Track down each line that has the word "components" and copy it.
───── Data extract ─────
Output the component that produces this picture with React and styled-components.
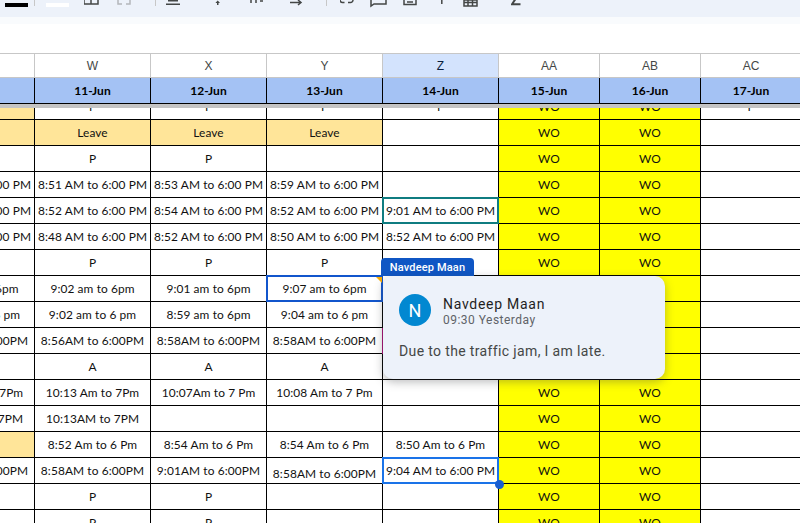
import React from "react";
import styled, { createGlobalStyle } from "styled-components";

const columns = ["V", "W", "X", "Y", "Z", "AA", "AB", "AC"];
const dates = ["10-Jun", "11-Jun", "12-Jun", "13-Jun", "14-Jun", "15-Jun", "16-Jun", "17-Jun"];

// one entry per row, columns V to Z. AA and AB are always WO
const rows = [
  { cells: ["", "P", "P", "P", "P"], last: "P", orange: [0] },
  { cells: ["Leave", "Leave", "Leave", "Leave", ""], orange: [0, 1, 2, 3] },
  { cells: ["P", "P", "P", "", ""] },
  { cells: ["8:50 AM to 6:00 PM", "8:51 AM to 6:00 PM", "8:53 AM to 6:00 PM", "8:59 AM to 6:00 PM", ""] },
  { cells: ["8:50 AM to 6:00 PM", "8:52 AM to 6:00 PM", "8:54 AM to 6:00 PM", "8:52 AM to 6:00 PM", "9:01 AM to 6:00 PM"], ring: { 4: "#0f7c80" } },
  { cells: ["8:50 AM to 6:00 PM", "8:48 AM to 6:00 PM", "8:52 AM to 6:00 PM", "8:50 AM to 6:00 PM", "8:52 AM to 6:00 PM"] },
  { cells: ["P", "P", "P", "P", ""] },
  { cells: ["9:02 am to 6pm", "9:02 am to 6pm", "9:01 am to 6pm", "9:07 am to 6pm", ""], ring: { 3: "#1155cc" } },
  { cells: ["9:02 am to 6 pm", "9:02 am to 6 pm", "8:59 am to 6pm", "9:04 am to 6 pm", ""] },
  { cells: ["8:56AM to 6:00PM", "8:56AM to 6:00PM", "8:58AM to 6:00PM", "8:58AM to 6:00PM", ""], marked: 4 },
  { cells: ["A", "A", "A", "A", ""] },
  { cells: ["10:13 Am to 7Pm", "10:13 Am to 7Pm", "10:07Am to 7 Pm", "10:08 Am to 7 Pm", ""] },
  { cells: ["10:13AM to 7PM", "10:13AM to 7PM", "", "", ""] },
  { cells: ["", "8:52 Am to 6 Pm", "8:54 Am to 6 Pm", "8:54 Am to 6 Pm", "8:50 Am to 6 Pm"], orange: [0] },
  { cells: ["8:58AM to 6:00PM", "8:58AM to 6:00PM", "9:01AM to 6:00PM", "8:58AM to 6:00PM", "9:04 AM to 6:00 PM"], low: 3, ring: { 4: "#1a73e8" }, handle: 4 },
  { cells: ["P", "P", "P", "", ""] },
  { cells: ["P", "P", "P", "", ""] },
];

const GlobalStyle = createGlobalStyle`
  html, body {
    margin: 0;
    padding: 0;
    background: #fff;
  }
`;

const Page = styled.div`
  position: relative;
  width: 800px;
  height: 523px;
  overflow: hidden;
  display: flex;
  flex-direction: column;
  background: #fff;
`;
const Toolbar = styled.div`
  height: 17px;
  flex: none;
  display: flex;
  background: #edf2fa;
`;
const ToolSlot = styled.div`
  width: ${(p) => p.$w}px;
  flex: none;
  height: 17px;
`;
const ToolStrip = styled.div`
  height: 7px;
  flex: none;
  background: #f9fbfd;
`;
const FormulaBar = styled.div`
  height: 29px;
  flex: none;
  background: #fff;
`;
const Track = styled.div`
  display: grid;
  grid-template-columns: repeat(5, 116px) repeat(3, 101px);
  margin-left: -81px;
  width: 881px;
`;
const ColumnRow = styled(Track)`
  height: 25px;
  flex: none;
  box-sizing: border-box;
  border-top: 1px solid #c7c7c7;
  border-bottom: 1px solid #c7c7c7;
`;
const ColumnLabel = styled.div`
  border-right: 1px solid #c7c7c7;
  background: ${(p) => (p.$active ? "#d3e3fd" : "#fff")};
  color: ${(p) => (p.$active ? "#0b1f3f" : "#444746")};
  font: 12px "Liberation Sans", Arial, sans-serif;
  display: flex;
  align-items: center;
  justify-content: center;
`;
const DateRow = styled(Track)`
  height: 26px;
  flex: none;
  box-sizing: border-box;
  background: #a4c2f4;
  border-bottom: 1px solid #000;
`;
const DateCell = styled.div`
  border-right: 1px solid #000;
  color: #000;
  font: 700 12px Lato, "Open Sans", sans-serif;
  display: flex;
  align-items: center;
  justify-content: center;
`;
const FreezeBar = styled.div`
  height: 4px;
  flex: none;
  background: #c4c4c4;
`;
const Scroll = styled.div`
  flex: 1;
  overflow: hidden;
`;
const Body = styled(Track)`
  margin-top: -14px;
  grid-auto-rows: 26px;
`;
const Cell = styled.div`
  position: relative;
  box-sizing: border-box;
  border-right: 1px solid #000;
  border-bottom: 1px solid #000;
  background: ${(p) => p.$bg || "#fff"};
  color: #111;
  font: 11.9px Lato, "Open Sans", sans-serif;
  letter-spacing: 0.1px;
  white-space: nowrap;
  display: flex;
  justify-content: center;
  align-items: ${(p) => (p.$low ? "flex-end" : "center")};
  ${(p) => (p.$low ? "padding-bottom: 2px;" : "")}
  ${(p) => (p.$marked ? "box-shadow: -1px 0 0 #a50e73;" : "")}
`;
const Ring = styled.div`
  position: absolute;
  top: -1px;
  left: -1px;
  right: -1px;
  bottom: -1px;
  border: 2px solid ${(p) => p.$color};
  z-index: 2;
`;
const Handle = styled.div`
  position: absolute;
  right: -6px;
  bottom: -6px;
  width: 9px;
  height: 9px;
  border-radius: 50%;
  background: #1a5fd0;
  z-index: 3;
`;
const NameChip = styled.div`
  position: absolute;
  left: 381px;
  top: 258px;
  width: 93px;
  height: 18px;
  box-sizing: border-box;
  background: #0f56c4;
  border-radius: 4px 4px 0 0;
  color: #fff;
  font: 500 11px Roboto, sans-serif;
  letter-spacing: 0.15px;
  display: flex;
  align-items: center;
  justify-content: center;
  z-index: 4;
`;
const Corner = styled.div`
  position: absolute;
  left: 376px;
  top: 277px;
  width: 0;
  height: 0;
  border-top: 6px solid #f9ab00;
  border-left: 6px solid transparent;
  z-index: 3;
`;
const Card = styled.div`
  position: absolute;
  left: 383px;
  top: 276px;
  width: 282px;
  height: 103px;
  box-sizing: border-box;
  padding: 18px 16px;
  background: #edf2fa;
  border-radius: 10px;
  box-shadow: 0 3px 10px rgba(60, 64, 67, 0.35);
  z-index: 5;
`;
const Author = styled.div`
  display: flex;
  align-items: flex-start;
  gap: 12px;
`;
const Avatar = styled.div`
  width: 32px;
  height: 32px;
  border-radius: 50%;
  background: #0288d1;
  color: #fff;
  font: 400 18px Roboto, sans-serif;
  display: flex;
  align-items: center;
  justify-content: center;
`;
const AuthorText = styled.div`
  padding-top: 2px;
`;
const AuthorName = styled.div`
  color: #1f1f1f;
  font: 400 14px/16px Roboto, sans-serif;
  letter-spacing: 0.72px;
`;
const CommentTime = styled.div`
  color: #5f6368;
  font: 400 12px/17px Roboto, sans-serif;
  letter-spacing: 0.48px;
`;
const CommentText = styled.div`
  margin-top: 14px;
  color: #444746;
  font: 400 14px/16px Roboto, sans-serif;
  letter-spacing: 0.36px;
`;

// toolbar icons are cut by the top of the picture, only their lower parts show
const icon = { fill: "none", stroke: "#444746", strokeWidth: 1.5 };
const toolIcons = [
  { w: 34, draw: <rect x="5" y="3" width="23" height="4" fill="#000" /> },
  { w: 12, draw: <rect x="0" y="0" width="1" height="6" fill="#c7c7c7" /> },
  { w: 38, draw: <rect x="0" y="3" width="23" height="4" fill="#fff" /> },
  { w: 33, draw: <path d="M0 -3v7h14v-7M7 -3v7" {...icon} /> },
  { w: 38, draw: <path d="M1 0v4h4M9 4h4v-4" {...icon} stroke="#b4b7bb" /> },
  { w: 11, draw: <rect x="0" y="0" width="1" height="6" fill="#c7c7c7" /> },
  { w: 48, draw: <path d="M0 4.2h14M2 0.8h10" {...icon} /> },
  { w: 36, draw: <path d="M3 5h1.5v-2h1.5l-2.3 -2.5l-2.3 2.5h1.6z" fill="#444746" /> },
  { w: 40, draw: <path d="M1 3v-3M6 3v-3M10 1h3" {...icon} /> },
  { w: 36, draw: <path d="M0 2.5h10M8 0l3 2.5l-3 2.5" {...icon} /> },
  { w: 14, draw: <rect x="0" y="0" width="1" height="6" fill="#c7c7c7" /> },
  { w: 30, draw: <path d="M0 0a2.5 2.5 0 0 0 2.5 2.5h2M8 2.5h2.5a2.5 2.5 0 0 0 2.5 -2.5" {...icon} /> },
  { w: 33, draw: <path d="M1 -1v7l3 -2h12v-5" {...icon} /> },
  { w: 38, draw: <path d="M1 0v4.5h12v-4.5M4 2h6" {...icon} /> },
  { w: 22, draw: <path d="M0.8 0v4" {...icon} /> },
  { w: 48, draw: <path d="M1 -1v7h13v-6h-13M1 2.5h13M5 0v6M9.5 0v6" {...icon} /> },
  { w: 20, draw: <path d="M4.5 -1L1 4.2H9.5" {...icon} strokeWidth="2" /> },
];

function App() {
  return (
    <Page>
      <GlobalStyle />
      <Toolbar>
        {toolIcons.map((tool, i) => (
          <ToolSlot key={i} $w={tool.w}>
            <svg width={tool.w} height="17" viewBox={`0 0 ${tool.w} 17`}>
              {tool.draw}
            </svg>
          </ToolSlot>
        ))}
      </Toolbar>
      <ToolStrip />
      <FormulaBar />
      <ColumnRow>
        {columns.map((name) => (
          <ColumnLabel key={name} $active={name === "Z"}>
            {name}
          </ColumnLabel>
        ))}
      </ColumnRow>
      <DateRow>
        {dates.map((date) => (
          <DateCell key={date}>{date}</DateCell>
        ))}
      </DateRow>
      <FreezeBar />
      <Scroll>
        <Body>
          {rows.map((row, r) => (
            <React.Fragment key={r}>
              {row.cells.map((text, c) => (
                <Cell
                  key={c}
                  $bg={row.orange && row.orange.includes(c) ? "#ffe599" : ""}
                  $low={row.low === c}
                  $marked={row.marked === c}
                >
                  {text}
                  {row.ring && row.ring[c] && <Ring $color={row.ring[c]} />}
                  {row.handle === c && <Handle />}
                </Cell>
              ))}
              <Cell $bg="#ffff00">WO</Cell>
              <Cell $bg="#ffff00">WO</Cell>
              <Cell>{row.last}</Cell>
            </React.Fragment>
          ))}
        </Body>
      </Scroll>
      <Corner />
      <NameChip>Navdeep Maan</NameChip>
      <Card>
        <Author>
          <Avatar>N</Avatar>
          <AuthorText>
            <AuthorName>Navdeep Maan</AuthorName>
            <CommentTime>09:30 Yesterday</CommentTime>
          </AuthorText>
        </Author>
        <CommentText>Due to the traffic jam, I am late.</CommentText>
      </Card>
    </Page>
  );
}

export default App;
─────
Solution to this problem:
Output the component that produces this picture with React and styled-components.
import styled, { createGlobalStyle } from "styled-components";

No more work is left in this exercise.